WHAT IS EXPECTED: Find every line with the word "Output" and report how many there are, without any other text.
## begin DATASET EXTRACT
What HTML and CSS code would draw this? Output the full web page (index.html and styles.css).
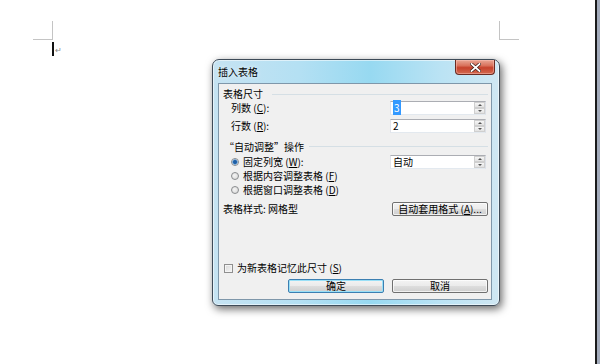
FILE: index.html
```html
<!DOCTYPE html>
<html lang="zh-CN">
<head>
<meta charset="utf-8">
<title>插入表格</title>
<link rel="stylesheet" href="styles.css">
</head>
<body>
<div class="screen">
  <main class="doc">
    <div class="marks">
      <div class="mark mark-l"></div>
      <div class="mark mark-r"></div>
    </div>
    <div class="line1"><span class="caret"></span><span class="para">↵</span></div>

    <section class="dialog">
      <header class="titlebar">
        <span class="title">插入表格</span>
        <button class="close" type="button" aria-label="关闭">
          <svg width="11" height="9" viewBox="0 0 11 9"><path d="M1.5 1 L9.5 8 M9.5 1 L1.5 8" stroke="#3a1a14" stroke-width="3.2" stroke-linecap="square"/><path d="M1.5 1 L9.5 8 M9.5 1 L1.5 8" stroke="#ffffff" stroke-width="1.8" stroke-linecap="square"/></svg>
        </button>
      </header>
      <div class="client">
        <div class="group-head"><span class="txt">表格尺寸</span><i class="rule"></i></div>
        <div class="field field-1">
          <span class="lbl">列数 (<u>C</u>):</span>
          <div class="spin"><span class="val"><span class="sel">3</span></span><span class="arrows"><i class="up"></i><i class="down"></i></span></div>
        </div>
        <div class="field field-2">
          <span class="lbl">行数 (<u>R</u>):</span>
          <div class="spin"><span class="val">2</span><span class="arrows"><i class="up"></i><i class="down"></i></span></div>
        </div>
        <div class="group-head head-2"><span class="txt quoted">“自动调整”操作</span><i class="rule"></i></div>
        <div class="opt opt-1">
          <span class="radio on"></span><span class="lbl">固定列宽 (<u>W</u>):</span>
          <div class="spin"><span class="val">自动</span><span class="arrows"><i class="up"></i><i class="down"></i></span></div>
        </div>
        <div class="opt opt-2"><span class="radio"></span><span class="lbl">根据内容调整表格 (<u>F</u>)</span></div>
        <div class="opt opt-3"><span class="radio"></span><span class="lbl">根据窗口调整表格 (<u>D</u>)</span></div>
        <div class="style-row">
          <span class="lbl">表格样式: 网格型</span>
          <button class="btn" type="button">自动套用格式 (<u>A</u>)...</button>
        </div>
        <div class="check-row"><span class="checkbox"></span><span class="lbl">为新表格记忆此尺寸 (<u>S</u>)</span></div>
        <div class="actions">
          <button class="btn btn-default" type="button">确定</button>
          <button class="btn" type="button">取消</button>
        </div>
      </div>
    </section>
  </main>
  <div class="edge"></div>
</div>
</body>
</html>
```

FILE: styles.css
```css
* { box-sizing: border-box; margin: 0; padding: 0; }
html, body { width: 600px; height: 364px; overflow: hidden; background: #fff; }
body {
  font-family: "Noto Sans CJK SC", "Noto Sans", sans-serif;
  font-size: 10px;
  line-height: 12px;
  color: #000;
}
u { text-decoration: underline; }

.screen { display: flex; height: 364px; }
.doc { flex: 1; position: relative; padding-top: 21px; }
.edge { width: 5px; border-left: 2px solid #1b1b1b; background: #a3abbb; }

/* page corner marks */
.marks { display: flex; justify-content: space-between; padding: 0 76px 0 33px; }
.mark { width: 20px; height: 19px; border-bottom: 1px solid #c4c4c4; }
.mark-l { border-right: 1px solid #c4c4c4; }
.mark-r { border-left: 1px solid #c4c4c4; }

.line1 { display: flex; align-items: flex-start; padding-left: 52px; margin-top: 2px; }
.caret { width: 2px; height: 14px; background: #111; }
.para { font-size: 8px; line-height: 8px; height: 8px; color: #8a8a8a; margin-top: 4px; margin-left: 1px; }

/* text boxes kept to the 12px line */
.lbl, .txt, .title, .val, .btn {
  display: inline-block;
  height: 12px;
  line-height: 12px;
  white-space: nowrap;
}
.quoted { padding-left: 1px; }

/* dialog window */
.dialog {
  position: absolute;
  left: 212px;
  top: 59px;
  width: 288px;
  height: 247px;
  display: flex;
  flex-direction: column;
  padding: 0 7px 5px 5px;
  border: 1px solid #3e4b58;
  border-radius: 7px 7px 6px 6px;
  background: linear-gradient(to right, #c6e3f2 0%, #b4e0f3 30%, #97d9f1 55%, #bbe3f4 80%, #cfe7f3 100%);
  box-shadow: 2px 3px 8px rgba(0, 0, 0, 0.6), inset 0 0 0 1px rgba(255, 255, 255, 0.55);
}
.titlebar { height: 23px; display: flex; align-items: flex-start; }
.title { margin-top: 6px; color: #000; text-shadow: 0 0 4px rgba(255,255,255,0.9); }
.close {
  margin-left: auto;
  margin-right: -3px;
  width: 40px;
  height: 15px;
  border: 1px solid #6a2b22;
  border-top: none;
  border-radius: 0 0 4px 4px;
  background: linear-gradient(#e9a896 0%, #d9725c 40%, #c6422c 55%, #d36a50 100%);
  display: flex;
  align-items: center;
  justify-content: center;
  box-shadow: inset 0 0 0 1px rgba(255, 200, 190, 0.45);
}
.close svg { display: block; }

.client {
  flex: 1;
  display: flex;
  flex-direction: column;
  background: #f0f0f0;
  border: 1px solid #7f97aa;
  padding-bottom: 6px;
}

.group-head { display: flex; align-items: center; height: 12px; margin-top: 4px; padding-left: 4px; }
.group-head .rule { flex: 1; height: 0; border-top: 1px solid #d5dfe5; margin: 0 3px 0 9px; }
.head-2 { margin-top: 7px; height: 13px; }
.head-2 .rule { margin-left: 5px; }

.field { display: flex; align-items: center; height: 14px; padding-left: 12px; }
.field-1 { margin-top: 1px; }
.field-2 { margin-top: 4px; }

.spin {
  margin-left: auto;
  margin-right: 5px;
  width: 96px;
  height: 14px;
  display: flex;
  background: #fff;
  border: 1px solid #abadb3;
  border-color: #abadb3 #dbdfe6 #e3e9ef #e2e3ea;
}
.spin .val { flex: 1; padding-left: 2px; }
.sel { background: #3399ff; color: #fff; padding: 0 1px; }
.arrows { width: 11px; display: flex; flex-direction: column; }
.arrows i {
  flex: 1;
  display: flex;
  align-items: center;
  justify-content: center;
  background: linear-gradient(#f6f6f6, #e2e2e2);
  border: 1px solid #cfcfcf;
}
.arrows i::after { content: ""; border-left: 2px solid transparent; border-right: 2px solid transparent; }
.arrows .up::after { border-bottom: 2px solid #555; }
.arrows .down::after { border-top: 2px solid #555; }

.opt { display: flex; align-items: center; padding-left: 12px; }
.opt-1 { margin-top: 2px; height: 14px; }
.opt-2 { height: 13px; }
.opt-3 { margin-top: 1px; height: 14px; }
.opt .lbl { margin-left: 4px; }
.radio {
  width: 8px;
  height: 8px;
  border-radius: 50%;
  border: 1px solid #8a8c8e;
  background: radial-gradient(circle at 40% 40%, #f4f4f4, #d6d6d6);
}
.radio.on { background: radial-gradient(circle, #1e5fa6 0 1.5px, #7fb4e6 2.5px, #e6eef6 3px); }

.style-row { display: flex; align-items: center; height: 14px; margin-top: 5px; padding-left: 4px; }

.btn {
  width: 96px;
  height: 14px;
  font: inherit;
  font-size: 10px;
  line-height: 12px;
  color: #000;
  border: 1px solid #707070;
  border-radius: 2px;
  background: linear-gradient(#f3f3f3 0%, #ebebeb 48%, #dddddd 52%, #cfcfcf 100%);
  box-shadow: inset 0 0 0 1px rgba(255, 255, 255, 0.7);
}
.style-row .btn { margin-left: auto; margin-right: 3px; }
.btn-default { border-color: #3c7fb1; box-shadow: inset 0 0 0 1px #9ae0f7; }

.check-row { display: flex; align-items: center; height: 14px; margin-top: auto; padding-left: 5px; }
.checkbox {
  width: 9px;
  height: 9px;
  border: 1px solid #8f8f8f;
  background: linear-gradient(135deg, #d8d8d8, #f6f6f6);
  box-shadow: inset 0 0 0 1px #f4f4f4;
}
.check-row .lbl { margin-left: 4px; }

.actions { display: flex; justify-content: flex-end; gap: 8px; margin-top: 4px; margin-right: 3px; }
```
## end DATASET EXTRACT
## begin DATASET EXTRACT
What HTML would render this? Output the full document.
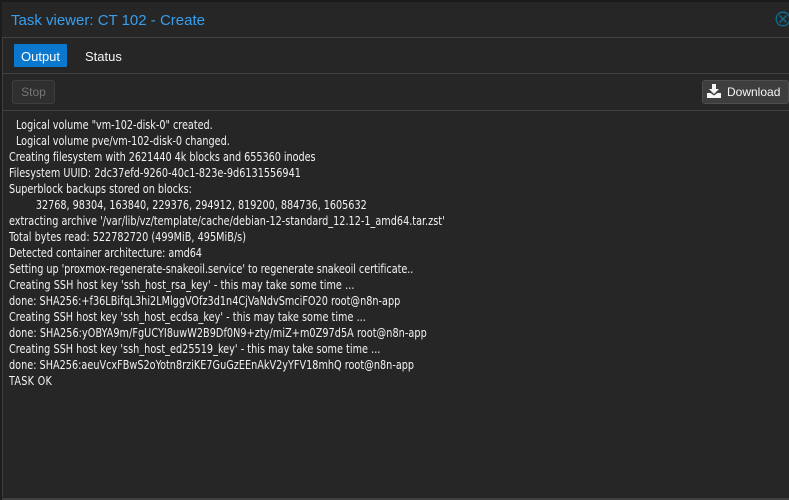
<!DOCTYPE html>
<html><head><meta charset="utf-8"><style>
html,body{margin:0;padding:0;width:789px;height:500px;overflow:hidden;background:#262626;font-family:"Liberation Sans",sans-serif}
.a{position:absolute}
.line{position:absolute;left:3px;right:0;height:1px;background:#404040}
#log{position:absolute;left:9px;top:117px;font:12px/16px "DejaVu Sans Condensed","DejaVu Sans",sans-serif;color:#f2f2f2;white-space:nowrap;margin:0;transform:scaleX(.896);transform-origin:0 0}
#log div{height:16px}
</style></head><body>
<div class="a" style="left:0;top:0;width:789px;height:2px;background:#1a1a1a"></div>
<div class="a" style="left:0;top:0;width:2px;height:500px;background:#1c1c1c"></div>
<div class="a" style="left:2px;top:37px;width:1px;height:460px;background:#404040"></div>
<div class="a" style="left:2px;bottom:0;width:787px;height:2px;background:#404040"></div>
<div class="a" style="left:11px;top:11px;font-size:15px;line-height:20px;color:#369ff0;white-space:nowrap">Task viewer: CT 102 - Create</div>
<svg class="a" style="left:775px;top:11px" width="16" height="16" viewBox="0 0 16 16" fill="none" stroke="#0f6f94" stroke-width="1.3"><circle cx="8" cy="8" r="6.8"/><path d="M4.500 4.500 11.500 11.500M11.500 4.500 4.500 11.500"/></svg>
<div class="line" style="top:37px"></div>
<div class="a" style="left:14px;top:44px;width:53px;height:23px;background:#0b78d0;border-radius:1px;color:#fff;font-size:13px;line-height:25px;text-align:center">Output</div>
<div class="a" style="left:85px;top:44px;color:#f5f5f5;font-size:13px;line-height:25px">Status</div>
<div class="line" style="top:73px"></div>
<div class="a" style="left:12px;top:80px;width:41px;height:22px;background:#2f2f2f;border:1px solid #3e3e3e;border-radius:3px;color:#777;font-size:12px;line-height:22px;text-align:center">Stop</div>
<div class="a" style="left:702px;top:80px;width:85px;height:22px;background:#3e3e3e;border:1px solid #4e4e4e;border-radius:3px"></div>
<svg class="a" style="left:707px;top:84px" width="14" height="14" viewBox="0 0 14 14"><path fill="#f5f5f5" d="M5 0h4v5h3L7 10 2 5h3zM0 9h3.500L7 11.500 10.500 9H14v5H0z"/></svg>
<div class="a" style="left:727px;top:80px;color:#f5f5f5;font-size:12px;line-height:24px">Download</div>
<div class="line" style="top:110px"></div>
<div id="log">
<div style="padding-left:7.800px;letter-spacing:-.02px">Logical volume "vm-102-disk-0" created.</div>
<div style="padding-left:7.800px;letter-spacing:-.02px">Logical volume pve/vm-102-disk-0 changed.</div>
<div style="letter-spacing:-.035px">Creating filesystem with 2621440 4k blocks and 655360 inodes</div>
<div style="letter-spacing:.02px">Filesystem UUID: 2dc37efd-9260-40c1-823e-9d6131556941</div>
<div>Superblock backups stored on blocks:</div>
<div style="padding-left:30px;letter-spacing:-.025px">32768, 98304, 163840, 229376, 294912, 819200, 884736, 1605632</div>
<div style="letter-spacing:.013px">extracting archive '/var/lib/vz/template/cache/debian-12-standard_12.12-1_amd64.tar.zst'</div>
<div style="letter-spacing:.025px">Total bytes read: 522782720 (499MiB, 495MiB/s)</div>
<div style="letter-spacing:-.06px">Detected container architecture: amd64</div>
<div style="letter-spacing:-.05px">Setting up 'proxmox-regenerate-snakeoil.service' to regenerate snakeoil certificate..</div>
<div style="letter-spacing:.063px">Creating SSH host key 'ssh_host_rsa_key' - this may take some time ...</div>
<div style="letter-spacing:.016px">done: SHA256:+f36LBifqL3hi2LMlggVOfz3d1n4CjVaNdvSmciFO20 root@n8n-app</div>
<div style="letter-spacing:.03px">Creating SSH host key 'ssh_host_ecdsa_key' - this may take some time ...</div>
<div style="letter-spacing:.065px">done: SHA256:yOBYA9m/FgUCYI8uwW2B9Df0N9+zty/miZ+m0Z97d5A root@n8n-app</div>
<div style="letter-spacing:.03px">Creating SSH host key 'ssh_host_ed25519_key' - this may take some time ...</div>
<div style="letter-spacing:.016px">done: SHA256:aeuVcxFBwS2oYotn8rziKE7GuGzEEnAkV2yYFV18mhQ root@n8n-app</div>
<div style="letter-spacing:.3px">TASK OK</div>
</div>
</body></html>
## end DATASET EXTRACT
## begin DATASET EXTRACT
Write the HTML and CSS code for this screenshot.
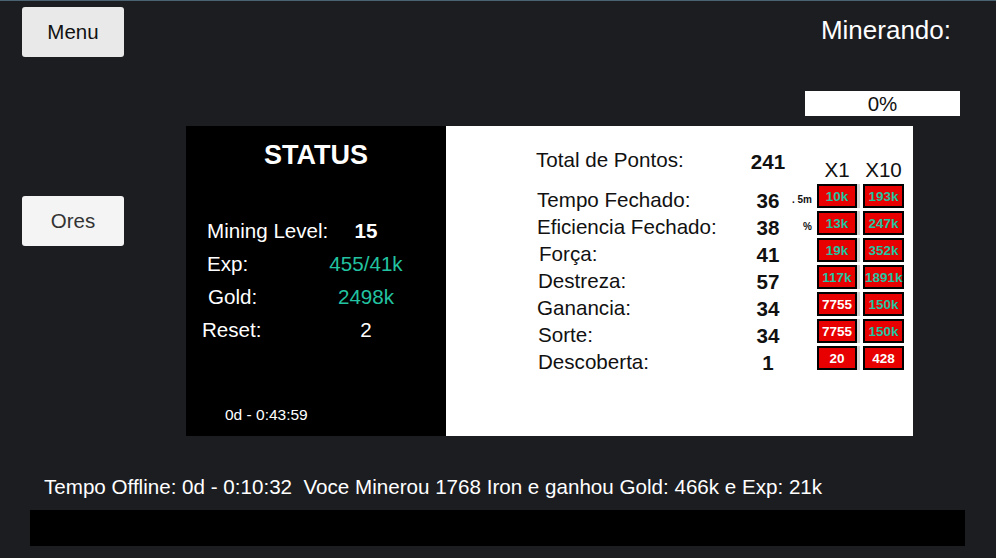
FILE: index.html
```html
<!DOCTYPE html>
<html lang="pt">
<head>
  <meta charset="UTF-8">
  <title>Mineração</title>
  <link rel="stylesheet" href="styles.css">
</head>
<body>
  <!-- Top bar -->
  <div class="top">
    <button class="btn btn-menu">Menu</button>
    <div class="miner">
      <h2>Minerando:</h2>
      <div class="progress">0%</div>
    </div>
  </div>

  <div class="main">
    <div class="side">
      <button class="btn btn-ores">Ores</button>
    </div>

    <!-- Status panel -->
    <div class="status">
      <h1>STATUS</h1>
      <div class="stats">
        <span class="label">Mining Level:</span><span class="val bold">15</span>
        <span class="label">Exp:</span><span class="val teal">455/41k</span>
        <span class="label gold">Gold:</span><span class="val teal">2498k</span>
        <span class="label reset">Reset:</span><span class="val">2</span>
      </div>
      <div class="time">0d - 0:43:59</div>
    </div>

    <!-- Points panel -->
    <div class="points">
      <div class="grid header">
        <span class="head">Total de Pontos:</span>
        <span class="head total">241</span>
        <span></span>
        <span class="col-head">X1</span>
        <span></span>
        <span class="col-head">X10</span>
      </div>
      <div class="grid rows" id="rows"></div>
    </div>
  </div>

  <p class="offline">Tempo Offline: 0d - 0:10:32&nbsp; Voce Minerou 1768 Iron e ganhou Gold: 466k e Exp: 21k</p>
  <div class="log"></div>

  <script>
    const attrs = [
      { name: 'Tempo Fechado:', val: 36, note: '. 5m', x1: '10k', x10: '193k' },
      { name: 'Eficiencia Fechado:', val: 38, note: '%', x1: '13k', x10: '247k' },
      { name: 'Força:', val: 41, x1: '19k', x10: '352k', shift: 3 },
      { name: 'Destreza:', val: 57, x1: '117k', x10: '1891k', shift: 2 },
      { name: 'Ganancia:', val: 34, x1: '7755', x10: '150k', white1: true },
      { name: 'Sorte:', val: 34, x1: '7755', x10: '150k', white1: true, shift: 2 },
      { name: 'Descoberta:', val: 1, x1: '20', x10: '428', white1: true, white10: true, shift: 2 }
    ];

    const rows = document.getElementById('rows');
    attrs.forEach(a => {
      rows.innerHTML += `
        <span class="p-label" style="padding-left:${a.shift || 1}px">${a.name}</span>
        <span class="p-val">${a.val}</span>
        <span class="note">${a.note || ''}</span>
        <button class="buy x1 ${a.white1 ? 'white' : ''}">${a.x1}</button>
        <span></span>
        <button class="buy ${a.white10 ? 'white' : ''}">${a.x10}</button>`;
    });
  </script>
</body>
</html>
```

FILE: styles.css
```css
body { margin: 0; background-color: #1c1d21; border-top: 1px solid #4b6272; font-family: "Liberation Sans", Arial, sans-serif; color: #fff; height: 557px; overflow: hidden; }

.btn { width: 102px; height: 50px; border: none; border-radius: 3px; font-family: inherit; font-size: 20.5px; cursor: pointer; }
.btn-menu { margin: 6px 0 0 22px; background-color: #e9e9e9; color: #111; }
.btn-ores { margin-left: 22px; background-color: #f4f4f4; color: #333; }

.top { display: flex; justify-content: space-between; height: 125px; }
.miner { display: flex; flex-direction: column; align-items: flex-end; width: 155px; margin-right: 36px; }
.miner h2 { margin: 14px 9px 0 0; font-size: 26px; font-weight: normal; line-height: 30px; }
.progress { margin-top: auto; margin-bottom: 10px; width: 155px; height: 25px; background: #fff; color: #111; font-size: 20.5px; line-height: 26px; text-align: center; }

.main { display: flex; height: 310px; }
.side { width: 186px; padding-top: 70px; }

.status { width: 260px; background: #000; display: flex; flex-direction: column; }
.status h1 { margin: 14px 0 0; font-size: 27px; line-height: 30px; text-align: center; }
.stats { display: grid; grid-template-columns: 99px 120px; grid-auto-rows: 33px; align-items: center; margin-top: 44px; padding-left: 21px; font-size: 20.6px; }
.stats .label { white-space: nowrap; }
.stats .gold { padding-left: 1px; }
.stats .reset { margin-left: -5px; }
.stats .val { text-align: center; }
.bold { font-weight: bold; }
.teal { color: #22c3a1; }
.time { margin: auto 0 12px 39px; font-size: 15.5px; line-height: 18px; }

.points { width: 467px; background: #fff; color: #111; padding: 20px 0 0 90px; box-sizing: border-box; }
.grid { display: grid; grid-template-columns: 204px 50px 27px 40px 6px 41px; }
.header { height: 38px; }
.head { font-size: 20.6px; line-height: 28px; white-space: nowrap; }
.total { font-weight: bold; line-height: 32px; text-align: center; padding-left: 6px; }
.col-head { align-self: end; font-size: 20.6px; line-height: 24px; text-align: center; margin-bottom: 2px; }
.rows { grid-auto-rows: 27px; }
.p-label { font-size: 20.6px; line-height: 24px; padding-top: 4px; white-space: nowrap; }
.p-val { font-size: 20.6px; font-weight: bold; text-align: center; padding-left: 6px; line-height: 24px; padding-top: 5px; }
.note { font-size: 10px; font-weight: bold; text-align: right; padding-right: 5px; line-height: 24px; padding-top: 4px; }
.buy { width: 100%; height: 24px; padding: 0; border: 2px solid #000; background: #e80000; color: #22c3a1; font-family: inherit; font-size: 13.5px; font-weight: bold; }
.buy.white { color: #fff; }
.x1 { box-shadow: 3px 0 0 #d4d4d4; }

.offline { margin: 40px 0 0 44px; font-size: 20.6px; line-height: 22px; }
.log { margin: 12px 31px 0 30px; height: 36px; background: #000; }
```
## end DATASET EXTRACT
FINAL RESULT: 3